Одновременно с Ильзой он занимался фрейлейн Розалией Хатвиг, молодой певицей, готовившей себя к оперным и концертным выступлениям. Ей прочили многообещающее будущее. Затем она вдруг стала делать ошибки в среднем регистре. У Розалии нарушалось дыхание, когда она была возбуждена, голос пропадал, и она не могла продолжать пение. Зигмунд ввел ее в состояние сна, побуждал ее к беседе. Она выросла в многодетной семье, ее отец грубо обращался с женой и детьми не только в житейском, но и в моральном смысле, не скрывая, что для интимных дел он предпочитает служанок. После смерти матери Розалия взяла на себя воспитание младших. Защищая маленьких, она была вынуждена подавлять свою собственную ненависть и презрение к отцу, молча принимать то, что хотела бы открыто сказать ему. Каждый раз, заставляя себя сдерживаться, она ощущала сдавленность и сухость в горле.

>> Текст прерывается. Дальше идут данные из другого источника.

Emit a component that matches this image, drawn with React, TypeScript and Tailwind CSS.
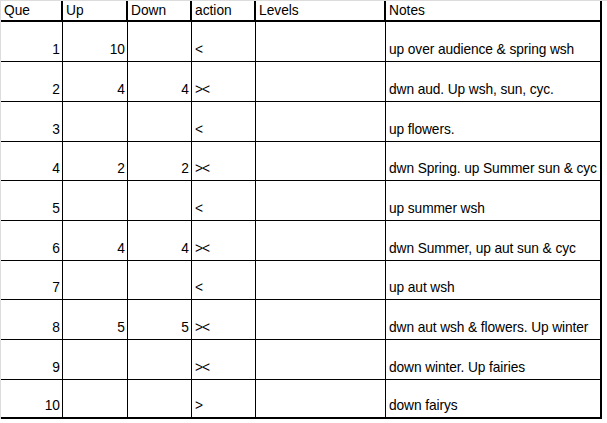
import React from "react";

const rows: { q: string; up: string; down: string; action: string; notes: string; h: string }[] = [
  { q: "1", up: "10", down: "", action: "<", notes: "up over audience & spring wsh", h: "h-[40px]" },
  { q: "2", up: "4", down: "4", action: "><", notes: "dwn aud. Up wsh, sun, cyc.", h: "h-[40px]" },
  { q: "3", up: "", down: "", action: "<", notes: "up flowers.", h: "h-[40px]" },
  { q: "4", up: "2", down: "2", action: "><", notes: "dwn Spring. up Summer sun & cyc", h: "h-[39px]" },
  { q: "5", up: "", down: "", action: "<", notes: "up summer wsh", h: "h-[40px]" },
  { q: "6", up: "4", down: "4", action: "><", notes: "dwn Summer, up aut sun & cyc", h: "h-[40px]" },
  { q: "7", up: "", down: "", action: "<", notes: "up aut wsh", h: "h-[39px]" },
  { q: "8", up: "5", down: "5", action: "><", notes: "dwn aut wsh & flowers. Up winter", h: "h-[40px]" },
  { q: "9", up: "", down: "", action: "><", notes: "down winter. Up fairies", h: "h-[40px]" },
  { q: "10", up: "", down: "", action: ">", notes: "down fairys", h: "h-[39px]" },
];

const cols = "grid grid-cols-[62px_65px_64px_64px_130px_216px]";

export default function App() {
  return (
    <div
      className="w-[607px] h-[423px] bg-white text-black overflow-hidden text-[13.75px] leading-[16px]"
      style={{ fontFamily: '"Liberation Sans", Arial, sans-serif' }}
    >
      <div className="h-px bg-[#dcdcdc]" />
      <div className="flex">
        <div className="w-px bg-[#dcdcdc] self-stretch" />
        <div className="flex flex-col">
          <div className={`${cols} h-[21px]`}>
            {["Que", "Up", "Down", "action", "Levels", "Notes"].map((t) => (
              <div
                key={t}
                className="border-r-2 border-b-2 border-black flex items-end pl-[3px] pb-px whitespace-nowrap"
              >
                {t}
              </div>
            ))}
          </div>
          {rows.map((r, i) => {
            const last = i === rows.length - 1;
            const bb = last ? "border-b-2" : "border-b";
            return (
              <div key={r.q} className={`${cols} ${r.h}`}>
                <div className={`border-r ${bb} border-black flex items-end justify-end pr-[2px] pb-[3px]`}>
                  {r.q}
                </div>
                <div className={`border-r ${bb} border-black flex items-end justify-end pr-[2px] pb-[3px]`}>
                  {r.up}
                </div>
                <div className={`border-r ${bb} border-black flex items-end justify-end pr-[2px] pb-[3px]`}>
                  {r.down}
                </div>
                <div className={`border-r ${bb} border-black flex items-end pl-[3px] pb-[3px]`}>
                  <span className="tracking-[-1px]">{r.action}</span>
                </div>
                <div className={`border-r ${bb} border-black`} />
                <div className={`border-r-2 ${bb} border-black flex items-end pl-[3px] pb-[3px] whitespace-nowrap tracking-[-0.1px]`}>
                  {r.notes}
                </div>
              </div>
            );
          })}
        </div>
      </div>
    </div>
  );
}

Зигмунд побуждал ее под гипнозом сказать все, что она хотела бы все эти годы выложить своему отцу, как бы грубо это ни звучало. Розалия сделала это в резких, гневных выражениях. Она сумела преодолеть провалы в пении, но осложнения, возникшие у Розалии с ее теткой, заставили преждевременно прервать лечение.

Знания подобны медленно текущей реке: иногда возникают заторы и завалы, иногда она пересыхает. Ныне же на Зигмунда обрушился поток. Очередное открытие, которое пробивалось в его сознании, ломая скорлупу невежества, заключалось в понимании им того, что в какой–то части своей практики он оказался не только идиотом, но и лгуном. Предписания Вильгельма Эрба в его книге «Учебник электротерапии», к которым он широко прибегал в последние пять лет, были всего лишь общим подтверждением.

Профессор Эрб сознательно пошел на обман: он разработал систему электрических сопротивлений, смены направлений тока, медных, никелированных, покрытых губкой, фланелью, льняной тканью электродов, а также изложил «суть электротерапии» в наборе сложных математических формул, которые, о чем теперь жалел Зигмунд, он запомнил наизусть и которым верил, как Священному Писанию. Он мучился угрызениями совести, когда вспоминал, скольких пациентов он ввел в заблуждение, полагаясь на утверждение Эрба: «Я вовсе не повинен в преувеличении, утверждая, что эффект исцеления зачастую удивлял даже опытных врачей магической скоростью и полнотой».